**Aim:**
Check every line below for the word "React" and show those that hold it.

**Raw records:**

------------------------------

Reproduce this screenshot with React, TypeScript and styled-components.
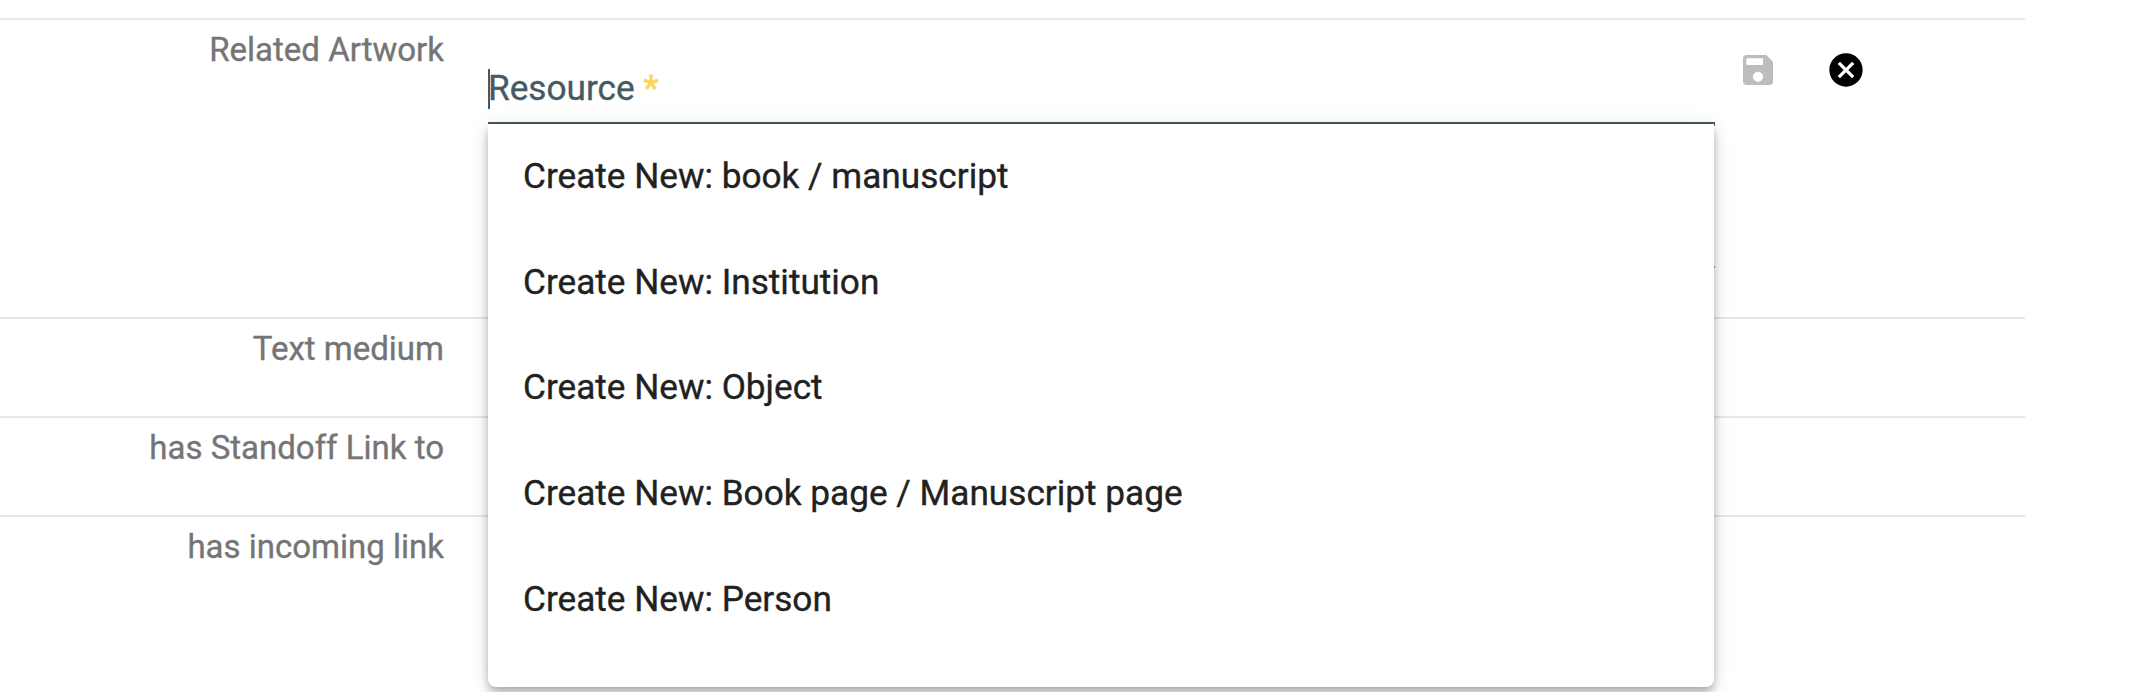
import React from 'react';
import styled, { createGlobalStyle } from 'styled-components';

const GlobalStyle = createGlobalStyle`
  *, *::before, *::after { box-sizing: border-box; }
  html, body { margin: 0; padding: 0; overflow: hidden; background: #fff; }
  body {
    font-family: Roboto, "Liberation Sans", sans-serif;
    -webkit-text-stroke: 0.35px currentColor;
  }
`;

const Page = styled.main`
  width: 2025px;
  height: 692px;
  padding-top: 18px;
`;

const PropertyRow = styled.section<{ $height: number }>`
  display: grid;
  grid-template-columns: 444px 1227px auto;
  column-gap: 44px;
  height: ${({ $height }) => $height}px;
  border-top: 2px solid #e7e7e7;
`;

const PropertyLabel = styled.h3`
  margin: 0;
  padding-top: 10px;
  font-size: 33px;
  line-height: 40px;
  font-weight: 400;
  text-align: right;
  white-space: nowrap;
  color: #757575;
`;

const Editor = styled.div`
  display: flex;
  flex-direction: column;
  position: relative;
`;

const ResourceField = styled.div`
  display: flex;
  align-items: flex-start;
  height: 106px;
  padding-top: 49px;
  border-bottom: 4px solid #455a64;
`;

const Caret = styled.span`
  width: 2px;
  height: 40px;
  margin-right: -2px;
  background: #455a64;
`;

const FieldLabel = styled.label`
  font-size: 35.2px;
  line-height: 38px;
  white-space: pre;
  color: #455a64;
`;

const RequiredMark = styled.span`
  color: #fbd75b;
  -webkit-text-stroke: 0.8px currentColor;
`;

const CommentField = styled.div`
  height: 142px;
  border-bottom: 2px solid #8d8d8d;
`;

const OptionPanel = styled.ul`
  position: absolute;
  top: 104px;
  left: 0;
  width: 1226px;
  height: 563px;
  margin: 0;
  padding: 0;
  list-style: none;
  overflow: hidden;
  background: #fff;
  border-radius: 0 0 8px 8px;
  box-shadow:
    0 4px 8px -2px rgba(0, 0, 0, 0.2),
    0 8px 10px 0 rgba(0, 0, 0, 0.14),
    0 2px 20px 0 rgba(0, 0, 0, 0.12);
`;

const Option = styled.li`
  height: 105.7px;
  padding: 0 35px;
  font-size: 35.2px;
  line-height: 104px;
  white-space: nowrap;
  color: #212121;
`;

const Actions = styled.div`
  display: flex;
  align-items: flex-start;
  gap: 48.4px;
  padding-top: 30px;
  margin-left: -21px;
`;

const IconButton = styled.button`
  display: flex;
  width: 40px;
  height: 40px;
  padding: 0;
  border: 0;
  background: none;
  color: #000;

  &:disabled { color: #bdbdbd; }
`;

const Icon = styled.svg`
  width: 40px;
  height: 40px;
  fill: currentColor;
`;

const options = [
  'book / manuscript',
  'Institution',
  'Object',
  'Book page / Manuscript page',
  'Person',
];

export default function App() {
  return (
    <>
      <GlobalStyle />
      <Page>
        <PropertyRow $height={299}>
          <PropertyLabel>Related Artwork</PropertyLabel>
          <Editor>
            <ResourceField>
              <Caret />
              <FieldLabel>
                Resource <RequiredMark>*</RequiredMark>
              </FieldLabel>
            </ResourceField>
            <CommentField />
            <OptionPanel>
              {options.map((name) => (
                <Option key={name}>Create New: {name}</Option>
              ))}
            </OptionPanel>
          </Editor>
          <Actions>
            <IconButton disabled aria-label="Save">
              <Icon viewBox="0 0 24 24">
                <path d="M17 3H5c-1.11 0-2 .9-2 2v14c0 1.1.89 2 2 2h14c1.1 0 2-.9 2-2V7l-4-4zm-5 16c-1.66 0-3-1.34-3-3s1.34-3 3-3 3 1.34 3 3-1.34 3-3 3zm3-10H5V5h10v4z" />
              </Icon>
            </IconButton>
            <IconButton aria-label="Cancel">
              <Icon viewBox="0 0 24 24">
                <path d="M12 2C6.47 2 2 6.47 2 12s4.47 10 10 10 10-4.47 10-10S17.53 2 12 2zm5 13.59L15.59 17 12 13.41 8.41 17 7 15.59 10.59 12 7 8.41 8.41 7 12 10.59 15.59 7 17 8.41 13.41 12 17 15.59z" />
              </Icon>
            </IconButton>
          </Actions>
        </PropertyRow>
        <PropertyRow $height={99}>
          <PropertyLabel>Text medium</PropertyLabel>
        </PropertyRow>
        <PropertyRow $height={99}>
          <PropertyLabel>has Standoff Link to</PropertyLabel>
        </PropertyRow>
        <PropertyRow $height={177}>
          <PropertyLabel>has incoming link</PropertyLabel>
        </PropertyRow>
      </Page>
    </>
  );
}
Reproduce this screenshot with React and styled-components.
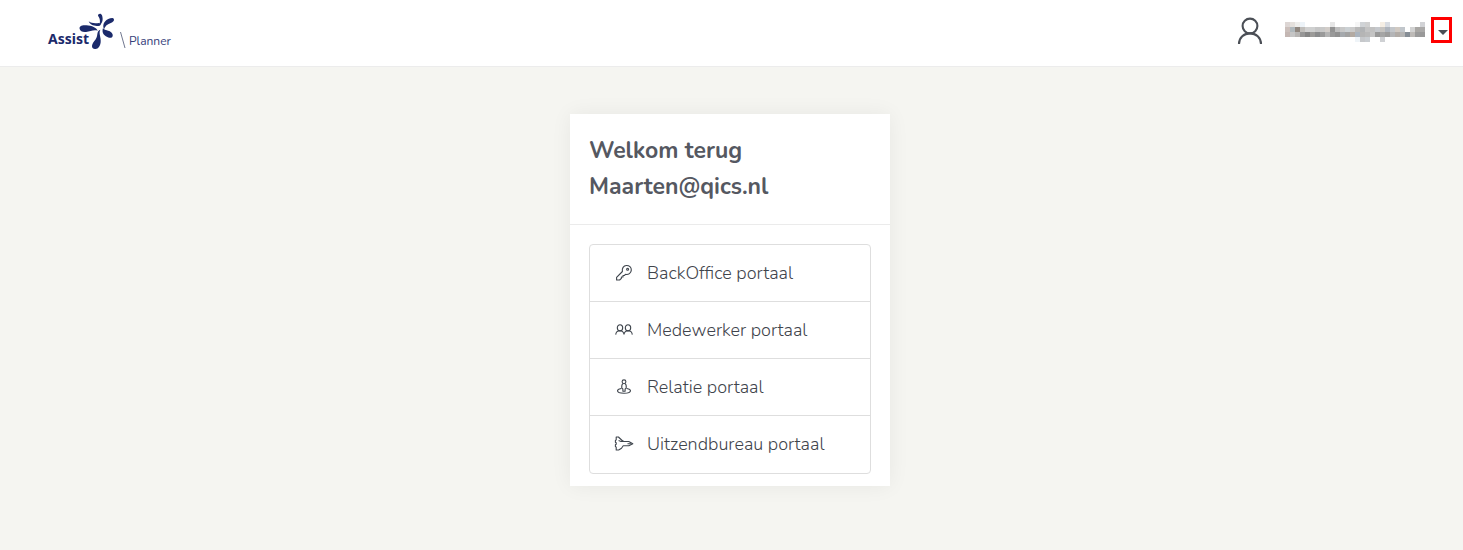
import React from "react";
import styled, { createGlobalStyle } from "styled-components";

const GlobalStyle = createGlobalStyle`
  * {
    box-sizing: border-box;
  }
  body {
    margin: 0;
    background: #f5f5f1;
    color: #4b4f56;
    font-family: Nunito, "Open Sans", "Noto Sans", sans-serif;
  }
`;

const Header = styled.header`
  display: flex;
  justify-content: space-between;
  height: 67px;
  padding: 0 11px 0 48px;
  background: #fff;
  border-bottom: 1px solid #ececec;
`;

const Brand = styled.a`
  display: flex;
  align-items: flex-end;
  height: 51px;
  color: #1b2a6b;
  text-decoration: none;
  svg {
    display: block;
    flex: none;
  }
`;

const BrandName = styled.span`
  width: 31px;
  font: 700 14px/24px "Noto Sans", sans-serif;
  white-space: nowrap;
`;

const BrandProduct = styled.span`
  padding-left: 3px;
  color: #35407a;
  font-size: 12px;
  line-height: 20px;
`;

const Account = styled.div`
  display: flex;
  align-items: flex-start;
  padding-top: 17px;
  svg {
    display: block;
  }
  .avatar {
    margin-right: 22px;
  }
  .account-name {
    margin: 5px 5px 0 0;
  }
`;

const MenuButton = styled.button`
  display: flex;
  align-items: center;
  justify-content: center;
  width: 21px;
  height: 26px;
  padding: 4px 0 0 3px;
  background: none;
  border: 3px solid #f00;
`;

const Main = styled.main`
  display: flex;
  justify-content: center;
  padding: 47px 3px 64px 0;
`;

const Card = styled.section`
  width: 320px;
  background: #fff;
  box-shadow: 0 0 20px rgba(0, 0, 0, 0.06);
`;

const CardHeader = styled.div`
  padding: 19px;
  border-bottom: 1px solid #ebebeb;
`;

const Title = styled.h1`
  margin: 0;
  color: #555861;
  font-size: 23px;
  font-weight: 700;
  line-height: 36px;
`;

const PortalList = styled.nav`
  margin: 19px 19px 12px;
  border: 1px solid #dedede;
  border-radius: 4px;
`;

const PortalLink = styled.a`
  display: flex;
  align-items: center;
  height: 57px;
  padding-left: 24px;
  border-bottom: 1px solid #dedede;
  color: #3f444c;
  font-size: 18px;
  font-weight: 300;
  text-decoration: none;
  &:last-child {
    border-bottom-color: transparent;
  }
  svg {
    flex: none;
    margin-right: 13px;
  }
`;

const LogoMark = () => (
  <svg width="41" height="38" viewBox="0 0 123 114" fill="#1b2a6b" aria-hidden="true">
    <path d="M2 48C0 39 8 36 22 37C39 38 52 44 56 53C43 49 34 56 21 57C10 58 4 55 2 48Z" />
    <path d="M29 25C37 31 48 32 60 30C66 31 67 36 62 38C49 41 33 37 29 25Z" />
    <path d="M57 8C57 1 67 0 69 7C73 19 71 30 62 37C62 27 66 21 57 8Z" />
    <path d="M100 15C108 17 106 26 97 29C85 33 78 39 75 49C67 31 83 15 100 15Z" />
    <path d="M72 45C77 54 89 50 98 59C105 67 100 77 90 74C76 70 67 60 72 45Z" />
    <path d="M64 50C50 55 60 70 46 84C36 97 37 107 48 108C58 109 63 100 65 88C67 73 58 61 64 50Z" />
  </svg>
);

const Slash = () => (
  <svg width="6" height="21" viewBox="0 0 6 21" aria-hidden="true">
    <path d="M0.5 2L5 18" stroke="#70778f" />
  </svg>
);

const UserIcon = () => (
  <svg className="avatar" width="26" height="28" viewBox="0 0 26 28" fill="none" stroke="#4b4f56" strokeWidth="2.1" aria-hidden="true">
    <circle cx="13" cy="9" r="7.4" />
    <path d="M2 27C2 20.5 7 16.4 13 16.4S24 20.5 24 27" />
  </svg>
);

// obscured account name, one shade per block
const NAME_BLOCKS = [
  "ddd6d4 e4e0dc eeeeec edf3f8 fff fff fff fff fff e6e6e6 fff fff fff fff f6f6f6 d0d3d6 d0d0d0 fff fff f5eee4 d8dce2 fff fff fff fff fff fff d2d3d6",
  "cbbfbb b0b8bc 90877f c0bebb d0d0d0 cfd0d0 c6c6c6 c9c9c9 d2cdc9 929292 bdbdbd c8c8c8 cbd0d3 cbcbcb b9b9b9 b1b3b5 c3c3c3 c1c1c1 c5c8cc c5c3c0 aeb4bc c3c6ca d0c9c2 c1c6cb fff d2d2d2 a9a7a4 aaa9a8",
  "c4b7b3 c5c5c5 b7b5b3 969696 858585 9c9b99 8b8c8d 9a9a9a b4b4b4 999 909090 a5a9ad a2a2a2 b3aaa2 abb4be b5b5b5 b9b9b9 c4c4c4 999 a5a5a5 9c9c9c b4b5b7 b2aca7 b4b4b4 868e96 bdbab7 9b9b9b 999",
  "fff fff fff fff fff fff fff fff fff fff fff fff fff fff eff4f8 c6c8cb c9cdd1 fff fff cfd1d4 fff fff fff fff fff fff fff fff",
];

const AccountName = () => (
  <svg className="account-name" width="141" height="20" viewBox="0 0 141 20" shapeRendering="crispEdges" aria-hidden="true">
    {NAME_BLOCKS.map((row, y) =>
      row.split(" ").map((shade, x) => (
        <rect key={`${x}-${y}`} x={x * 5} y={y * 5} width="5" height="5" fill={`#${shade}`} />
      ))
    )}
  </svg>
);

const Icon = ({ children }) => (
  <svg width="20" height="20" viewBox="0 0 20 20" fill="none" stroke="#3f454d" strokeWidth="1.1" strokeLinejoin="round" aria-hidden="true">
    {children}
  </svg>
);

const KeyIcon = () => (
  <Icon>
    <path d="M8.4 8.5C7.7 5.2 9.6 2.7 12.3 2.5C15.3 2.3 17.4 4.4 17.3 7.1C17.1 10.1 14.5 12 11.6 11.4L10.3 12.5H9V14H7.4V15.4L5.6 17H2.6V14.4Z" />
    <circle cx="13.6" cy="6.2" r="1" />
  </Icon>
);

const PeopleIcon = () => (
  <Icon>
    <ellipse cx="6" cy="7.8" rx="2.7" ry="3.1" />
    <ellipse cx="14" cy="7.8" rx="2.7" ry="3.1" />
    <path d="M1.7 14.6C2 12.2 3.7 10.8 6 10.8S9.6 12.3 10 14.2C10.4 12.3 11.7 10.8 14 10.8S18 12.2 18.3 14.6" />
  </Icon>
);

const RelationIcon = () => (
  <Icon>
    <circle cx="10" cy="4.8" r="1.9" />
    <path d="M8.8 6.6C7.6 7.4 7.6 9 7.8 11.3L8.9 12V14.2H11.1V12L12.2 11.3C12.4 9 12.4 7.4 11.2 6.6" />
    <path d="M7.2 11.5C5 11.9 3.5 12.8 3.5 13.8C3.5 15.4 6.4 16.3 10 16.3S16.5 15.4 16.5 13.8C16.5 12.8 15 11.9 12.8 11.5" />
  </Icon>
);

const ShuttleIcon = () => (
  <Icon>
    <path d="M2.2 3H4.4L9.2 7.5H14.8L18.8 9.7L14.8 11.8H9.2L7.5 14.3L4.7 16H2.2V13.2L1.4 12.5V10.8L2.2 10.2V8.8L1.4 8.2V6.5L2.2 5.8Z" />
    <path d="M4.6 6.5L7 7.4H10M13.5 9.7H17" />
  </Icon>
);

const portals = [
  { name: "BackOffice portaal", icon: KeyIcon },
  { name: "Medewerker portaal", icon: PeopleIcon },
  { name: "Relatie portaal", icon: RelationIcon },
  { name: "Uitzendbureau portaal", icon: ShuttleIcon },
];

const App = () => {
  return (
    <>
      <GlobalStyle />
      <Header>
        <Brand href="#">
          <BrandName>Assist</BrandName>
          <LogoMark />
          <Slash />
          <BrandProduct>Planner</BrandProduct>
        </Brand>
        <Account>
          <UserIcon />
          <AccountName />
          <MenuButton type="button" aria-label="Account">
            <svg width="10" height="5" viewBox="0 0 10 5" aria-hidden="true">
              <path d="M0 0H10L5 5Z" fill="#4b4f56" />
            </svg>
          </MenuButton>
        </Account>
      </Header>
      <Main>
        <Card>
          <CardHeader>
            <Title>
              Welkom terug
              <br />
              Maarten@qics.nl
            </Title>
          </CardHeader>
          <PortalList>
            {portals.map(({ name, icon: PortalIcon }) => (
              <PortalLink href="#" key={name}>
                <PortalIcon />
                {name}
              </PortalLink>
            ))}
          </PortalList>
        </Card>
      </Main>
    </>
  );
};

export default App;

------------------------------

**Result:**
Reproduce this screenshot with React, TypeScript and styled-components.
import React from 'react';
Reproduce this screenshot with React and styled-components.
import React from "react";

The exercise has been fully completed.